Genesis is one of the few names in the SSA top 100 where parents are picking a concept rather than a person. The Greek word for origin or beginning, the title of the first book of the Hebrew Bible, the name of a 1970s rock band — Genesis carries multiple layers of cultural meaning, and parents picking it in 2025 are usually picking at least two of them.
From Greek noun to American girl name
Genesis comes from the Greek genesis (γένεσις), meaning origin, source, or birth. The Greek noun was used as the title of the first book of the Septuagint translation of the Hebrew Bible (originally called Bereshit, in the beginning), and through that route it entered Christian and Jewish vocabulary across the Roman world. The English title Genesis has been standard since the King James translation of 1611.
As a given name, Genesis is almost entirely a modern American invention. It did not appear in the SSA top 1000 until the 1980s and only crossed into the top 100 in the early 2010s. The peak came in 2016 at No. 60, and the name has held within ten places of that peak ever since.
The Hispanic-American driver
Genesis's growth has been disproportionately driven by Hispanic-American naming. In Spanish-speaking communities, Génesis is pronounced HEH-neh-sees with a soft G and reads as a fully Spanish name despite its Greek root. The cross-cultural readability has helped the name climb steadily across both English and Spanish-language American households.
For Hispanic-American families specifically, Genesis fits a register of meaningful Christian-anchored girls' names that includes Aurora, Esperanza, and Milagros. The name reads as religiously serious without being archaic, modern without being secular. That register is rarer in mainstream English-language American naming, which is part of why Genesis stands out.
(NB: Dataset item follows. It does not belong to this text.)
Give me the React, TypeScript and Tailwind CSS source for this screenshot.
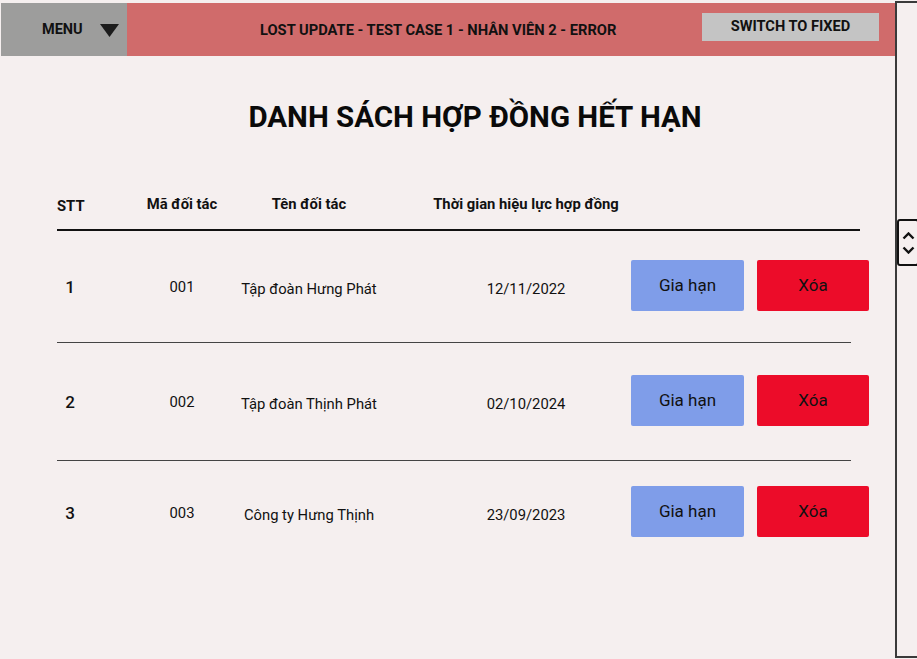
const rows = [
  { stt: "1", code: "001", name: "Tập đoàn Hưng Phát", date: "12/11/2022", top: "mt-[29px]", after: "mt-[31px]" },
  { stt: "2", code: "002", name: "Tập đoàn Thịnh Phát", date: "02/10/2024", top: "mt-[32px]", after: "mt-[34px]" },
  { stt: "3", code: "003", name: "Công ty Hưng Thịnh", date: "23/09/2023", top: "mt-[25px]", after: "" },
];

const Header = () => (
  <div className="mt-[3px] h-[53px] flex">
    <div className="w-[126px] ml-[1px] bg-[#9d9d9c] flex items-center">
      <span className="ml-[41px] text-[14.5px] font-bold text-[#111]">MENU</span>
      <svg className="ml-[17px] mt-[2px]" width="19" height="13" viewBox="0 0 19 13">
        <polygon points="0,0 19,0 9.5,13" fill="#1c1c1c" />
      </svg>
    </div>
    <div className="flex-1 bg-[#d06b6b] flex">
      <div className="ml-[133px] self-center mt-[1px] text-[14.7px] font-bold text-[#111] whitespace-nowrap">
        LOST UPDATE - TEST CASE 1 - NHÂN VIÊN 2 - ERROR
      </div>
      <button className="ml-auto mr-[16px] mt-[10px] w-[177px] h-[28px] bg-[#c4c4c4] text-[14.6px] font-bold text-[#111] flex items-center justify-center pb-[1px]">
        SWITCH TO FIXED
      </button>
    </div>
  </div>
);

const Row = ({ r }: { r: (typeof rows)[number] }) => (
  <div className={`${r.top} pl-[57px] flex items-center h-[51px] text-[#111]`}>
    <div className="w-[26px] text-center text-[17px] font-medium mt-[4px]">{r.stt}</div>
    <div className="ml-[49px] w-[100px] text-center text-[14.8px] pt-[4px]">{r.code}</div>
    <div className="w-[154px] text-center text-[14.8px] pt-[7px] whitespace-nowrap">{r.name}</div>
    <div className="ml-[44px] w-[192px] text-center text-[14.8px] pt-[7px]">{r.date}</div>
    <button className="ml-[9px] w-[113px] h-[51px] rounded-[2px] bg-[#7f9de9] text-[17px] text-[#111]">Gia hạn</button>
    <button className="ml-[13px] w-[112px] h-[51px] rounded-[2px] bg-[#ec0c29] text-[17px] text-[#111]">Xóa</button>
  </div>
);

export default function App() {
  return (
    <div className="w-[917px] h-[659px] bg-[#f5efef] flex overflow-hidden" style={{ fontFamily: "Roboto, 'Noto Sans', sans-serif" }}>
      <div className="w-[895px] flex flex-col">
        <Header />
        <h1 className="mt-[43px] text-center text-[29.5px] leading-[36px] font-bold text-[#0a0a0a] pl-[55px]">
          DANH SÁCH HỢP ĐỒNG HẾT HẠN
        </h1>
        <div className="mt-[59px] h-[20px] pl-[57px] flex items-center text-[14.8px] font-bold text-[#111]">
          <div className="w-[26px] text-center mt-[4px]">STT</div>
          <div className="ml-[49px] w-[100px] text-center">Mã đối tác</div>
          <div className="w-[154px] text-center">Tên đối tác</div>
          <div className="ml-[44px] w-[192px] text-center whitespace-nowrap">Thời gian hiệu lực hợp đồng</div>
        </div>
        <div className="mt-[15px] ml-[57px] w-[803px] h-[2px] bg-[#111]" />
        {rows.map((r, i) => (
          <div key={r.stt}>
            <Row r={r} />
            {i < rows.length - 1 && <div className={`${r.after} ml-[57px] w-[794px] h-[1px] bg-[#444]`} />}
          </div>
        ))}
      </div>
      <div className="flex-1 mt-[1px] mb-[1px] border-l-2 border-t-2 border-b-2 border-[#3a3a3a] relative">
        <div className="absolute left-0 top-[216px] w-[22px] h-[47px] border-2 border-[#111] rounded-[3px] flex flex-col items-center justify-center gap-[6px]">
          <svg width="13" height="8" viewBox="0 0 13 8">
            <polyline points="1.5,6.5 6.5,1.5 11.5,6.5" fill="none" stroke="#111" strokeWidth="2.4" />
          </svg>
          <svg width="13" height="8" viewBox="0 0 13 8">
            <polyline points="1.5,1.5 6.5,6.5 11.5,1.5" fill="none" stroke="#111" strokeWidth="2.4" />
          </svg>
        </div>
      </div>
    </div>
  );
}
Counter-reading: the meaning-as-statement question
Genesis is one of the most explicitly meaning-driven names in the current SSA top 100. Parents picking it are usually consciously naming for the concept of origin, beginning, or new life. That intentionality cuts in both directions. Some readings see it as fresh and powerful; other readings see it as too on-the-nose, the way some parents avoid Faith or Hope as feeling more like statements than names.
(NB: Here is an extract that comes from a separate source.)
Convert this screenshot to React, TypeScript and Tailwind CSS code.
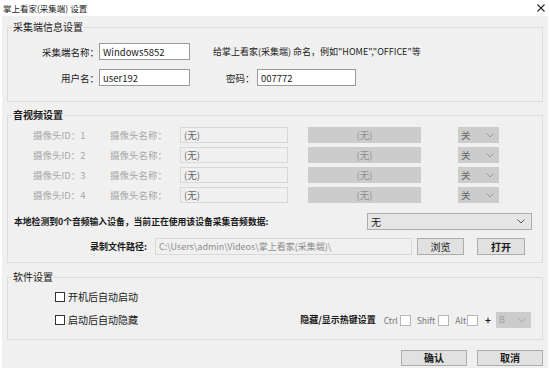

The honest reading is that Genesis has held its top-100 position for over a decade, which means the name has converted from concept-as-statement into normal naming vocabulary. The bearer carries the meaning lightly because everyone in her cohort meets multiple Genesises and the name registers as a name first.
For sibling pairs, Genesis works alongside other concept-or-meaning-anchored girls' names: Genesis and Aurora, Genesis and Trinity, Genesis and Eden. Middle-name combinations tend toward classic and short for balance: Genesis Rose, Genesis Grace, Genesis Marie. The broader Greek-origin names category remains a quietly active source of distinctive picks.